In reponse to Steve Simpson,  a preface and then some questions.

        I'm wanting to propose some FOM/f.o.m. research programs which 
it is odd have not been undertaken (or they have and I missed out on the
literature or didn't know how to read the literature rightly.) 

        My interest is in the interface,  or extended zones between,  
informal mathematics (or "mathematics"),  whether in mind or text,  and 
its (rigorously) formal-logical counterparts.
        In Saunders MacLane's book (figuratively and literally) and 
essays related to the AMS-Bulletin value-of-rigorous-proof-controversy, 
he seems to think that informal mathematics is something preliminary to,
 but as yet not fully achieved,  mathematics.  Fine;  I'm not interested
in splitting hairs,  drawing lines in the dust,  or whatever.  I';m 
satisfied is that there is a before or a not-quite-having-made-it-to 
mathematics in his sense,  and it's the transition or prior phase I'm 
interested in understanding.
        In this spirit,  I am interested in the family of notions of 
"consistency" before the "identification" of inconsistency with not 
harboring a formal-logical contradiction.  If this "identification" did 
not leave something behind,  no one would have made it;--of course what 
is left behind might be garbage well lost (but what is someone's garbage
may be someone else's healthy lunch -- what is the physicist's lunch 
seems often enough to be the mathematician's garbage;  together keeping 
the intellectual ecosystem working,  however much they hiss and sneer at
one another).

        Some questions:

[1] What can be said in general for logics in which Goedel's 
completeness theorem fails,  about theories in those logic which

(A) have model,  but
(B) an explicit logical contradiction is not derivable?
[[and What about:
(a') does not have a model
(b') a logical contradiction is not derivable.  Are there examples? -- 
I'm not sure if this is an exact enough question.)
        Bill Tait and Eliot Mendelsohn provided contrived theories (as 
in the appendix the the new edition of Mendelsohn);  one wonders if 
there are "real" theories.  The last seems to me an important Friedman 
type question.

        In general,  I can't find anything in the literature that treats
these matters systematically;  nor can I find anything like a recent 
discussion of the significant ways of choosing formal expressions for 
Con(T) and there virtues and failings.

        Should we nevertheless say of such theories [I mean: (A) and 
(B)] that they are _consistent_?  More exactly,  what logical value can 
be conferred on "having a model" in these circumstances.  (If one 
insists on an identification between consistency and contradiction-free,
then I think something subtle must be said about "has a model" beyond 
what is conveyed by "ocontrdiction-free,  at least in the case (a)(b) ?)

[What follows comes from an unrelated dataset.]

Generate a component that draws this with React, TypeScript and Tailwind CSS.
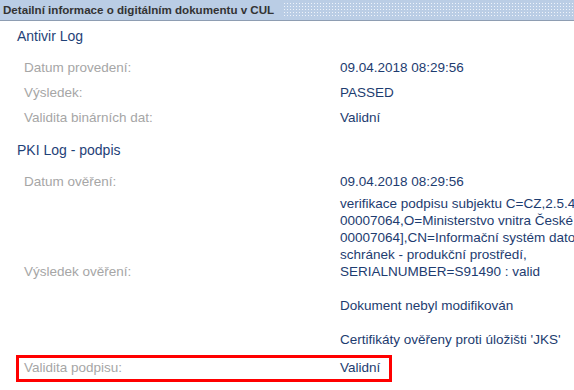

[2] It does seem that w..r.t. Bolyai-Lob. geometry,  "conmsistency" 
meant finding an interpretation in significant/current/substantial 
mathematics,  which integrated B-L geometry into mathematics in a 
significant/fruitful way,  such as the upper-half plane model vividly 
does.  So here consistency comes to more than having a model (such as a 
nonconstructive countable model guaranteed by the S-L theorem).  Is this
now an irrelevant sense of "consistency" -- or does the activity 
"integrating significanlty into accepted mathematics" have no interest 
now?   [[N.B.,  the point of this is to try to suggest that 
"consistency" could have a richer sense than the standard identification
might suggest,  and that it is worth looking into this).

MY final querty might be better off placed in another posting,  though 
it continues the central theme,

[3]The logical function of conservation principles in physics.          
       Reverse mathematics gives us much surprising information about 
_logical equivalences_ and or especially _logical equivelences mod..._
        But it does seem that we do not understand very well in f.o.m. 
what is lost through these equivalences (when one substitutes one for 
the other). . .crudely called the inensional content
        I am especially interested in this content since it seems to be 
exploited deeply in solving problems in mathematics and all but 
ubiquitously in physics.  Crudely(again):  the key to solving many 
problems is "equating" (or otherwise taking together) two or more 
different ways of characterizing the same thing.  This indeed seems to 
be the principal logical/mathematical value of conservation laws in 
physics -- taking advantage of the "identity" of the conserved in order 
to calculate a quantity.
        So: Is there work in fom -- could there be work in fom?????!!! 
-- which is directly relevant,  concretely valuable,  for understanding 
and articulating how expressions which a logically equivalent mod 
something or other are fruitfully different (from the point of view of 
enabling us to understand things or solve problems not otherwise really 
solvable by us with some understanding intact?)
        There is a sense in which constructive mathematics can be placed
here,  but constructive mathematics fails,  I think,  in its obsession 
with computation/calculations,  and it has no interest in the logical 
structure of the intensional content [_not_ to be confused with 
intensionality as its manifests itself in constructive systems).  I 
don't think that constructive mathematics could lend deep appreciation 
to the ways in which Riemann's physical/geometric treament (definitely 
not Weierstrassian) of the Dirichlet problem or Steiner's analogus 
treatment of the isoperimetric problem are legitimate.  [It is very 
worthwhile to read the Feyman Lectures from the point of view of his 
habit of tryiny always to pair a more or less purely mathematical 
treatment of a problem with a physical (or "more elementary") treatment.